Англия будет жить; Британия будет жить; Содружество и империя будут жить… Нас не уничтожат. Наша история не подойдет к концу. Нам даже не придется умирать, каждому из нас. Судьба Гитлера предрешена. Судьба Муссолини предрешена. Что касается японцев, их сотрут в порошок. Все остальное сводилось к должному применению превосходящей силы[665].
Действительно, на этом этапе войны Черчилль решил две главные стратегические задачи: продолжение участия Британии в войне и вовлечение в нее Соединенных Штатов.

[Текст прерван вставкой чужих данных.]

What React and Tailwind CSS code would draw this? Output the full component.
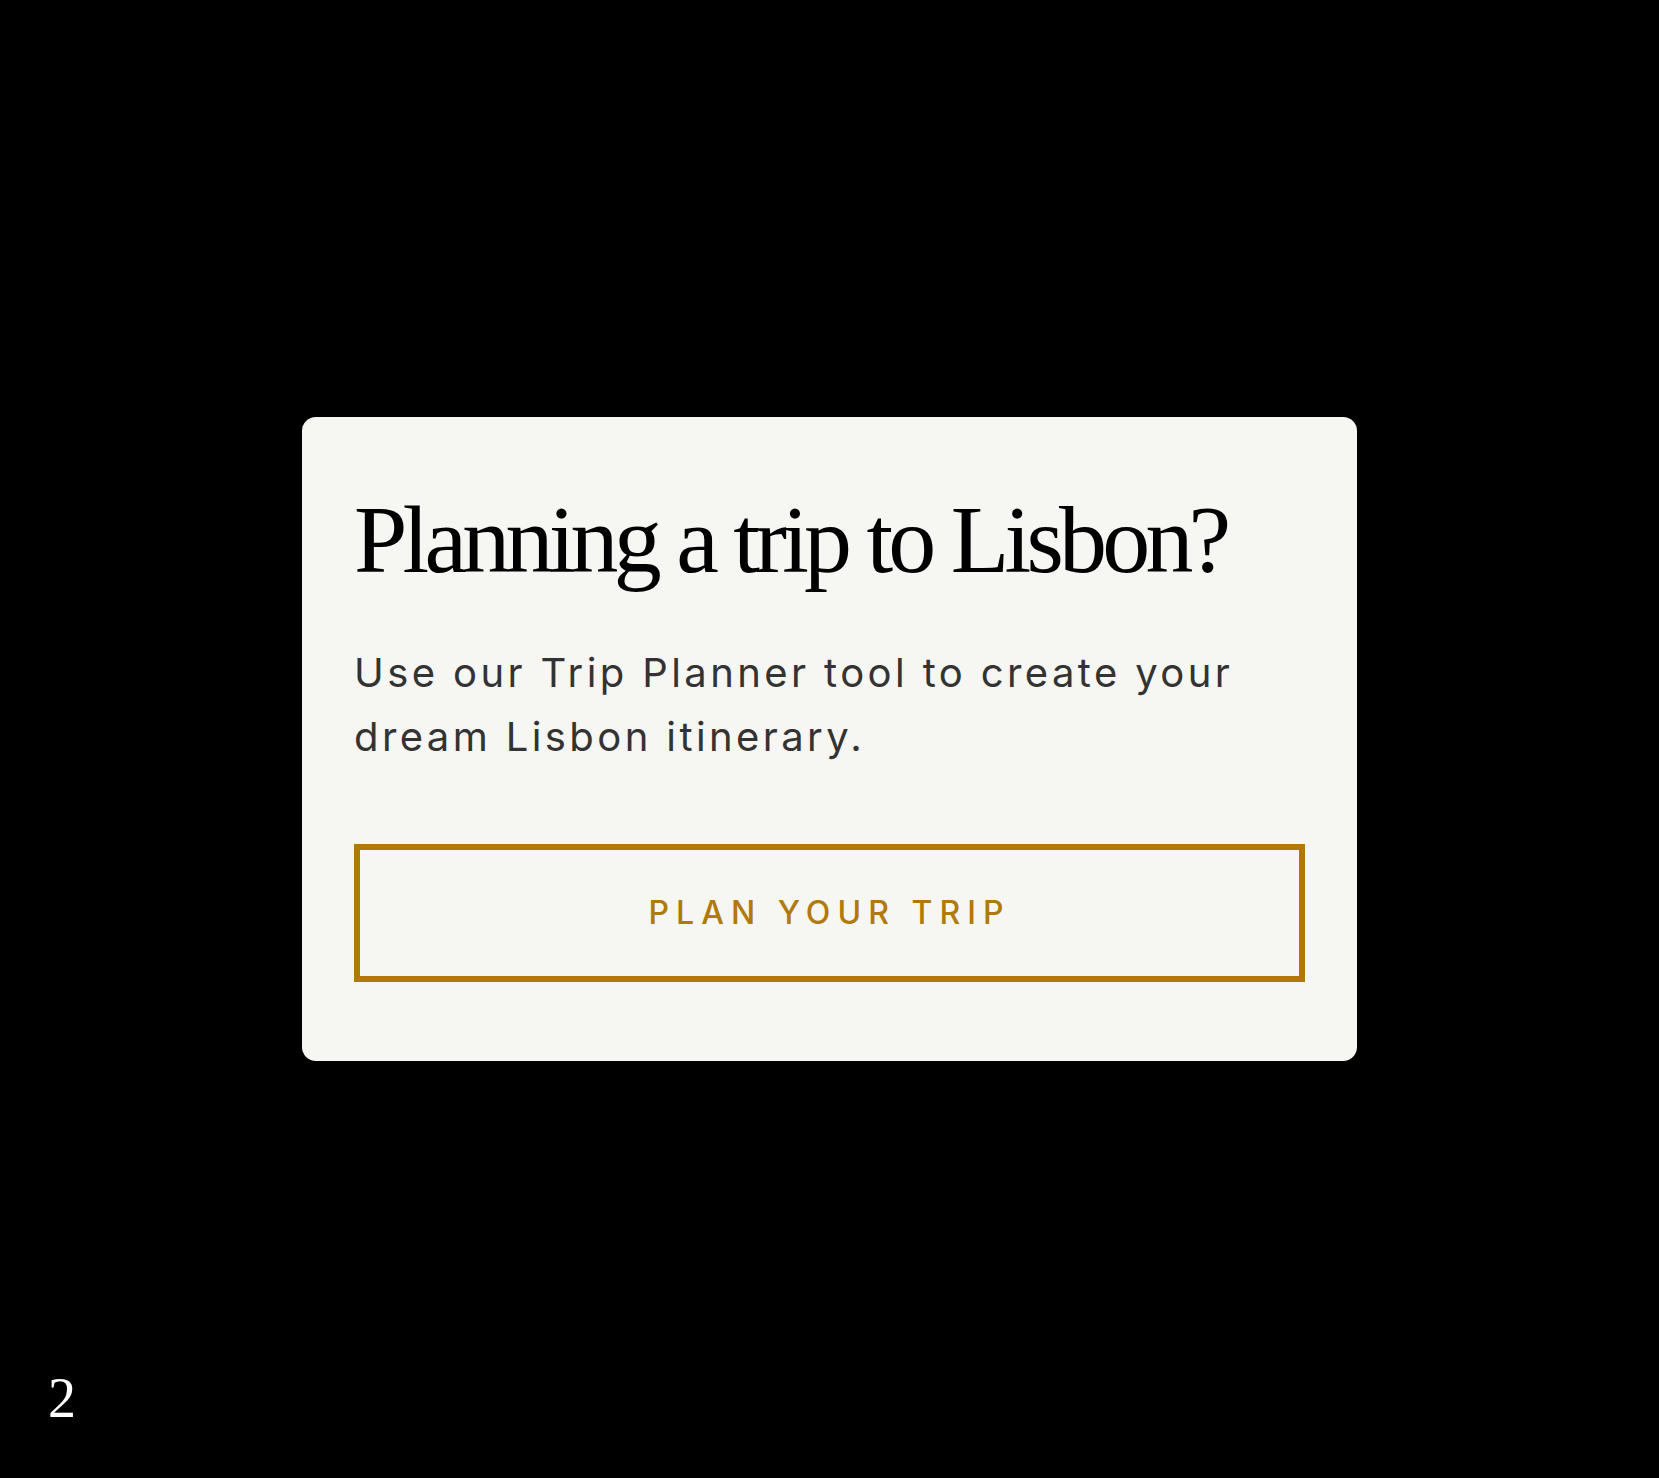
export default function App() {
  return (
    <div className="relative min-h-screen w-full bg-black flex items-center justify-center">
      <div className="w-[1055px] rounded-[14px] bg-[#f6f6f2] px-[52px] pt-[75px] pb-[79px]">
        <h1 className="font-['Liberation_Serif',serif] text-[96px] leading-[1] tracking-[-0.05em] text-black">
          Planning a trip to Lisbon?
        </h1>
        <p className="mt-[53px] font-['Inter',sans-serif] text-[40px] leading-[64px] tracking-[0.085em] text-[#333333]">
          Use our Trip Planner tool to create your dream Lisbon itinerary.
        </p>
        <button className="mt-[75px] flex h-[138px] w-full items-center justify-center border-[6px] border-[#b07a06] font-['Inter',sans-serif] text-[32px] font-medium tracking-[0.22em] text-[#b07a06]">
          PLAN YOUR TRIP
        </button>
      </div>
      <div className="absolute left-[48px] bottom-[52px] font-['Liberation_Serif',serif] text-[56px] leading-none text-white">
        2
      </div>
    </div>
  )
}
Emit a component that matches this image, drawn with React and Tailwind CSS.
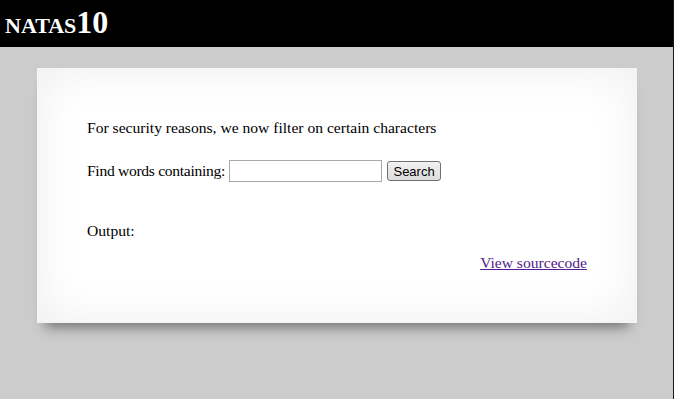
export default function App() {
  return (
    <div className="w-[674px] h-[399px] bg-[#cccccc] flex flex-col border-r border-[#1a1a1a] overflow-hidden" style={{ fontFamily: '"Liberation Serif", "Times New Roman", serif' }}>
      <div className="h-[47px] bg-black text-white flex items-end pb-[9px] pl-[5px] shrink-0">
        <h1 className="font-bold leading-none text-[32px] [font-variant:small-caps]">
          natas<span>10</span>
        </h1>
      </div>
      <div className="pl-[37px] pt-[21px]">
        <div className="w-[600px] h-[255px] bg-white pt-[51px] px-[50px] text-[15.6px] text-black shadow-[inset_0_0_50px_rgba(0,0,0,0.07),0_12px_12px_-8px_rgba(0,0,0,0.45)]">
          <div className="leading-[18px]">For security reasons, we now filter on certain characters</div>
          <div className="mt-[23px] flex items-center h-[22px] leading-[18px]">
            <span className="tracking-[-0.3px]">Find words containing:</span>
            <input type="text" className="ml-[4px] w-[153px] h-[22px] border border-[#a9a9a9] bg-white outline-none" />
            <button className="ml-[5px] h-[20px] w-[54px] border border-[#707070] rounded-[3px] bg-gradient-to-b from-[#f2f2f2] to-[#dcdcdc] text-[13px] leading-none text-black" style={{ fontFamily: '"Liberation Sans", Arial, sans-serif' }}>Search</button>
          </div>
          <div className="mt-[40px] leading-[18px]">Output:</div>
          <div className="mt-[14px] leading-[18px] text-right">
            <a href="#" className="underline text-[#551a8b]">View sourcecode</a>
          </div>
        </div>
      </div>
    </div>
  );
}
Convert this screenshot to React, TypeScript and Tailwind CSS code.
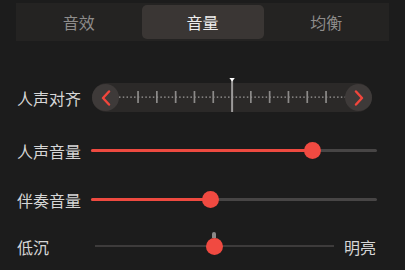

Миссия, которую он во время бритья описывал своему сыну 18 месяцев назад, была выполнена.
Тем не менее в следующие четыре года его ждало много тяжелой работы в отношениях с американцами. Ему предстояло гарантировать, что правительство Соединенных Штатов будет придерживаться стратегии «сначала Европа», согласно которой разгром Гитлера являлся первостепенной задачей в войне. Нужно было добиться этого, не становясь навязчивым.
Речь Черчилля на совместном заседании Конгресса США 26 декабря 1941 г. была блестящей во многих отношениях. Одно то, что он явился выступать на Капитолийский холм, было хитрым ходом. Невилл Чемберлен, оставаясь премьер-министром, едва ли сделал бы это, а если и сделал бы, то, вероятно, показался бы американским законодателям чем-то средним между напыщенным камердинером и несмешной версией Чарли Чаплина.
Обращение Черчилля к конгрессу после Перл-Харбора было работой политического гения. Оно было мастерски выстроено и состояло из четырех частей, которые можно озаглавить:
Сначала Черчилль потратил несколько сот слов на то, чтобы представиться Конгрессу – и американцам. Первые три абзаца его речи начинаются словом «я». Он изобразил себя практически одним из них, ссылаясь на свое полуамериканское происхождение: «Я не могу не думать, что, если бы мой отец был американцем, а мать британкой… я мог бы попасть сюда собственными усилиями»[666], – то есть по результатам голосования, а не по приглашению.
Затем он опосредованно коснулся нелюбви американцев к аристократам: «Я дитя палаты общин. В отцовском доме мне привили веру в демократию», – после чего высказался более определенно, процитировав Линкольна: «Я всегда неуклонно ориентировался на идеал “правления народа, для народа и во имя народа” из Геттисбергского послания».
Завершив вводную часть, он переключил внимание на новый военный альянс, о котором заговорил почти поэтически. Здесь он перешел от «я» к «мы». Он приветствовал вступление Соединенных Штатов в войну и воздал должное атмосфере уверенности, которую ощутил в Вашингтоне. «Мы в Британии испытывали то же чувство в наши самые мрачные дни, – сказал он, тонко намекнув, что британцы воюют уже 16 месяцев. – Мы также были убеждены, что все закончится хорошо»[667].
Это первое «мы», конечно, относится к британцам. Через два предложения следующее собирательное местоимение обозначает уже британцев и американцев вместе: «Силы, обрушившиеся на нас, громадны. Они жестоки и безжалостны»[668]. С этого момента, когда Черчилль говорит «наша сторона», он имеет в виду обе нации. Они оказываются взаимосвязанными в его речи: «Нам нужно многому научиться в жестоком искусстве войны… Мы действительно должны быть благодарны за то, что нам было дано так много времени… Мы делаем благороднейшее дело на свете… Мы хозяева своей судьбы… Пока у нас есть вера в свои идеалы и несокрушимая сила воли, спасение нас не минует».
Далее следует краткий обзор военной ситуации на земле и на море, в ходе которого Черчиллю удалось при помощи небольшой манипуляции связать будущее Британской империи с будущим свободы – многие американцы не ощущали этой связи. «Это факт, что Британская империя, которая восемнадцать месяцев назад многим казалась разрушенной и уничтоженной, сейчас несравненно сильнее и становится сильнее с каждым месяцем. Наконец, да позволено мне будет это сказать, для меня самым лучшим в случившемся является то, что Соединенные Штаты, единые, как никогда, подняли меч на защиту свободы»[669].